* SHORT EXERCISE *
Give the data again exactly as written, skipping any pictures.

======== RECORDED INFORMATION

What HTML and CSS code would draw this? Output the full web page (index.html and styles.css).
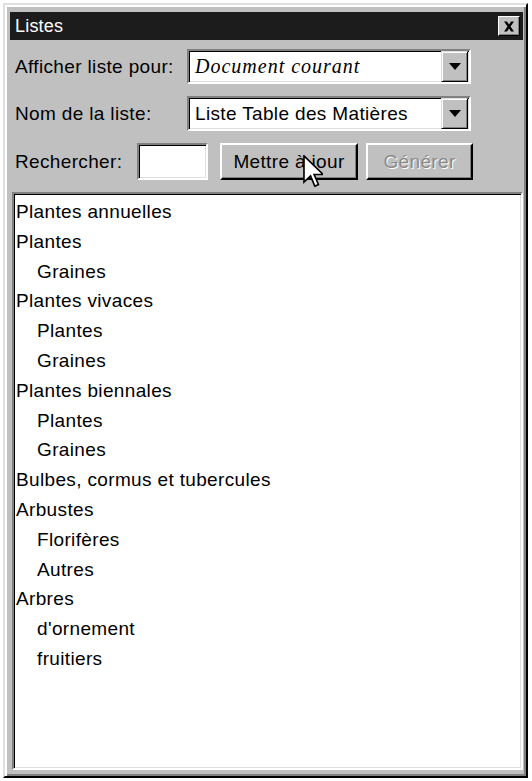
FILE: index.html
```html
<!DOCTYPE html>
<html lang="fr">
<head>
<meta charset="utf-8">
<title>Listes</title>
<link rel="stylesheet" href="styles.css">
</head>
<body>
<div class="window">
  <div class="titlebar">
    <span class="title">Listes</span>
    <button class="close" aria-label="Fermer">
      <svg width="12" height="11" viewBox="0 0 12 11"><path d="M1 0.5h3l2 3 2-3h3L7.5 5.5 11 10.5H8L6 7.5 4 10.5H1L4.5 5.5z" fill="#000"/></svg>
    </button>
  </div>
  <div class="form">
    <div class="row">
      <span class="label label-wide">Afficher liste pour:</span>
      <div class="combo">
        <span class="combo-text italic">Document courant</span>
        <span class="drop"><svg width="12" height="7" viewBox="0 0 12 7"><path d="M0 0h12L6 7z" fill="#000"/></svg></span>
      </div>
    </div>
    <div class="row">
      <span class="label label-wide">Nom de la liste:</span>
      <div class="combo">
        <span class="combo-text">Liste Table des Matières</span>
        <span class="drop"><svg width="12" height="7" viewBox="0 0 12 7"><path d="M0 0h12L6 7z" fill="#000"/></svg></span>
      </div>
    </div>
    <div class="row row-search">
      <span class="label label-search">Rechercher:</span>
      <div class="input"></div>
      <button class="btn btn-update">Mettre à jour
        <svg class="cursor" width="20" height="32" viewBox="0 0 12 19.5"><path d="M0.5 0.5v16l4-3.8 2.6 6.3 2.2-1-2.6-6.1h5.5z" fill="#fff" stroke="#000" stroke-width="1"/></svg>
      </button>
      <button class="btn btn-gen" disabled>Générer</button>
    </div>
  </div>
  <div class="list">
    <div class="item">Plantes annuelles</div>
    <div class="item">Plantes</div>
    <div class="item sub">Graines</div>
    <div class="item">Plantes vivaces</div>
    <div class="item sub">Plantes</div>
    <div class="item sub">Graines</div>
    <div class="item">Plantes biennales</div>
    <div class="item sub">Plantes</div>
    <div class="item sub">Graines</div>
    <div class="item">Bulbes, cormus et tubercules</div>
    <div class="item">Arbustes</div>
    <div class="item sub">Florifères</div>
    <div class="item sub">Autres</div>
    <div class="item">Arbres</div>
    <div class="item sub">d'ornement</div>
    <div class="item sub">fruitiers</div>
  </div>
</div>
</body>
</html>
```
FILE: styles.css
```css
* { box-sizing: border-box; }
html, body { margin: 0; padding: 0; background: #fff; }
body {
  font-family: "Liberation Sans", Arial, sans-serif;
  font-size: 19px;
  letter-spacing: 0.35px;
  color: #000;
}
.window {
  margin: 3px 0 0 3px;
  width: 525px;
  height: 775px;
  background: #c0c0c0;
  border: 2px solid;
  border-color: #dfdfdf #000 #000 #dfdfdf;
  box-shadow: inset 2px 2px #fff, inset -2px -2px #808080;
  padding: 7px 3px 6px 5px;
  display: flex;
  flex-direction: column;
}
.titlebar {
  height: 28px;
  background: #1c1c1c;
  color: #fff;
  display: flex;
  align-items: center;
  justify-content: space-between;
  padding: 0 3px 0 5px;
  flex: none;
}
.title { font-size: 18px; letter-spacing: 0.2px; }
.close {
  width: 22px;
  height: 20px;
  padding: 0;
  background: #c0c0c0;
  border: 1px solid;
  border-color: #fff #000 #000 #fff;
  box-shadow: inset -1px -1px #808080;
  display: flex;
  align-items: center;
  justify-content: center;
}
.form {
  display: flex;
  flex-direction: column;
  gap: 12px;
  padding: 9px 0 0 5px;
  flex: none;
}
.row { display: flex; align-items: center; }
.label { white-space: nowrap; }
.label-wide { width: 172px; }
.label-search { width: 122px; }
.combo {
  width: 284px;
  height: 35px;
  background: #fff;
  border: 2px solid;
  border-color: #808080 #fff #fff #808080;
  box-shadow: inset 1px 1px #000, inset -1px -1px #dfdfdf;
  display: flex;
  align-items: center;
  justify-content: space-between;
  padding: 0 1px 0 6px;
}
.combo-text { white-space: nowrap; }
.italic {
  font-family: "Liberation Serif", "Times New Roman", serif;
  font-style: italic;
  font-size: 20px;
  letter-spacing: 1px;
}
.drop {
  width: 27px;
  height: 31px;
  background: #c0c0c0;
  border: 1px solid;
  border-color: #dfdfdf #000 #000 #dfdfdf;
  box-shadow: inset 1px 1px #fff, inset -1px -1px #808080;
  display: flex;
  align-items: center;
  justify-content: center;
}
.row-search { height: 37px; }
.input {
  width: 71px;
  height: 37px;
  background: #fff;
  border: 2px solid;
  border-color: #808080 #fff #fff #808080;
  box-shadow: inset 1px 1px #000, inset -1px -1px #dfdfdf;
  margin-right: 12px;
}
.btn {
  height: 37px;
  background: #c0c0c0;
  font-family: "Liberation Sans", Arial, sans-serif;
  font-size: 19px;
  letter-spacing: 0.35px;
  color: #000;
  padding: 0;
  border: 2px solid;
  border-color: #fff #000 #000 #fff;
  box-shadow: inset -1px -1px #808080;
}
.btn-update { width: 138px; position: relative; margin-right: 8px; }
.btn-gen { width: 107px; color: #8a8a8a; text-shadow: 1px 1px #fff; }
.cursor { position: absolute; left: 81px; top: 10px; }
.list {
  margin: 12px 0 0 2px;
  flex: 1;
  background: #fff;
  border: 2px solid;
  border-color: #808080 #fff #fff #808080;
  box-shadow: inset 1px 1px #000, inset -1px -1px #dfdfdf;
  padding: 3px 0 0 2px;
}
.item { height: 29.8px; line-height: 29.8px; white-space: nowrap; }
.sub { padding-left: 21px; }
```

================

* FULL RESPONSE *
What HTML and CSS code would draw this? Output the full web page (index.html and styles.css).
FILE: index.html
```html
<!DOCTYPE html>
<html lang="fr">
<head>
<meta charset="utf-8">
<title>Listes</title>
<link rel="stylesheet" href="styles.css">
</head>
<body>
<div class="window">
  <div class="titlebar">
    <span class="title">Listes</span>
    <button class="close" aria-label="Fermer">
      <svg width="12" height="11" viewBox="0 0 12 11"><path d="M1 0.5h3l2 3 2-3h3L7.5 5.5 11 10.5H8L6 7.5 4 10.5H1L4.5 5.5z" fill="#000"/></svg>
    </button>
  </div>
  <div class="form">
    <div class="row">
      <span class="label label-wide">Afficher liste pour:</span>
      <div class="combo">
        <span class="combo-text italic">Document courant</span>
        <span class="drop"><svg width="12" height="7" viewBox="0 0 12 7"><path d="M0 0h12L6 7z" fill="#000"/></svg></span>
      </div>
    </div>
    <div class="row">
      <span class="label label-wide">Nom de la liste:</span>
      <div class="combo">
        <span class="combo-text">Liste Table des Matières</span>
        <span class="drop"><svg width="12" height="7" viewBox="0 0 12 7"><path d="M0 0h12L6 7z" fill="#000"/></svg></span>
      </div>
    </div>
    <div class="row row-search">
      <span class="label label-search">Rechercher:</span>
      <div class="input"></div>
      <button class="btn btn-update">Mettre à jour
        <svg class="cursor" width="20" height="32" viewBox="0 0 12 19.5"><path d="M0.5 0.5v16l4-3.8 2.6 6.3 2.2-1-2.6-6.1h5.5z" fill="#fff" stroke="#000" stroke-width="1"/></svg>
      </button>
      <button class="btn btn-gen" disabled>Générer</button>
    </div>
  </div>
  <div class="list">
    <div class="item">Plantes annuelles</div>
    <div class="item">Plantes</div>
    <div class="item sub">Graines</div>
    <div class="item">Plantes vivaces</div>
    <div class="item sub">Plantes</div>
    <div class="item sub">Graines</div>
    <div class="item">Plantes biennales</div>
    <div class="item sub">Plantes</div>
    <div class="item sub">Graines</div>
    <div class="item">Bulbes, cormus et tubercules</div>
    <div class="item">Arbustes</div>
    <div class="item sub">Florifères</div>
    <div class="item sub">Autres</div>
    <div class="item">Arbres</div>
    <div class="item sub">d'ornement</div>
    <div class="item sub">fruitiers</div>
  </div>
</div>
</body>
</html>
```
FILE: styles.css
```css
* { box-sizing: border-box; }
html, body { margin: 0; padding: 0; background: #fff; }
body {
  font-family: "Liberation Sans", Arial, sans-serif;
  font-size: 19px;
  letter-spacing: 0.35px;
  color: #000;
}
.window {
  margin: 3px 0 0 3px;
  width: 525px;
  height: 775px;
  background: #c0c0c0;
  border: 2px solid;
  border-color: #dfdfdf #000 #000 #dfdfdf;
  box-shadow: inset 2px 2px #fff, inset -2px -2px #808080;
  padding: 7px 3px 6px 5px;
  display: flex;
  flex-direction: column;
}
.titlebar {
  height: 28px;
  background: #1c1c1c;
  color: #fff;
  display: flex;
  align-items: center;
  justify-content: space-between;
  padding: 0 3px 0 5px;
  flex: none;
}
.title { font-size: 18px; letter-spacing: 0.2px; }
.close {
  width: 22px;
  height: 20px;
  padding: 0;
  background: #c0c0c0;
  border: 1px solid;
  border-color: #fff #000 #000 #fff;
  box-shadow: inset -1px -1px #808080;
  display: flex;
  align-items: center;
  justify-content: center;
}
.form {
  display: flex;
  flex-direction: column;
  gap: 12px;
  padding: 9px 0 0 5px;
  flex: none;
}
.row { display: flex; align-items: center; }
.label { white-space: nowrap; }
.label-wide { width: 172px; }
.label-search { width: 122px; }
.combo {
  width: 284px;
  height: 35px;
  background: #fff;
  border: 2px solid;
  border-color: #808080 #fff #fff #808080;
  box-shadow: inset 1px 1px #000, inset -1px -1px #dfdfdf;
  display: flex;
  align-items: center;
  justify-content: space-between;
  padding: 0 1px 0 6px;
}
.combo-text { white-space: nowrap; }
.italic {
  font-family: "Liberation Serif", "Times New Roman", serif;
  font-style: italic;
  font-size: 20px;
  letter-spacing: 1px;
}
.drop {
  width: 27px;
  height: 31px;
  background: #c0c0c0;
  border: 1px solid;
  border-color: #dfdfdf #000 #000 #dfdfdf;
  box-shadow: inset 1px 1px #fff, inset -1px -1px #808080;
  display: flex;
  align-items: center;
  justify-content: center;
}
.row-search { height: 37px; }
.input {
  width: 71px;
  height: 37px;
  background: #fff;
  border: 2px solid;
  border-color: #808080 #fff #fff #808080;
  box-shadow: inset 1px 1px #000, inset -1px -1px #dfdfdf;
  margin-right: 12px;
}
.btn {
  height: 37px;
  background: #c0c0c0;
  font-family: "Liberation Sans", Arial, sans-serif;
  font-size: 19px;
  letter-spacing: 0.35px;
  color: #000;
  padding: 0;
  border: 2px solid;
  border-color: #fff #000 #000 #fff;
  box-shadow: inset -1px -1px #808080;
}
.btn-update { width: 138px; position: relative; margin-right: 8px; }
.btn-gen { width: 107px; color: #8a8a8a; text-shadow: 1px 1px #fff; }
.cursor { position: absolute; left: 81px; top: 10px; }
.list {
  margin: 12px 0 0 2px;
  flex: 1;
  background: #fff;
  border: 2px solid;
  border-color: #808080 #fff #fff #808080;
  box-shadow: inset 1px 1px #000, inset -1px -1px #dfdfdf;
  padding: 3px 0 0 2px;
}
.item { height: 29.8px; line-height: 29.8px; white-space: nowrap; }
.sub { padding-left: 21px; }
```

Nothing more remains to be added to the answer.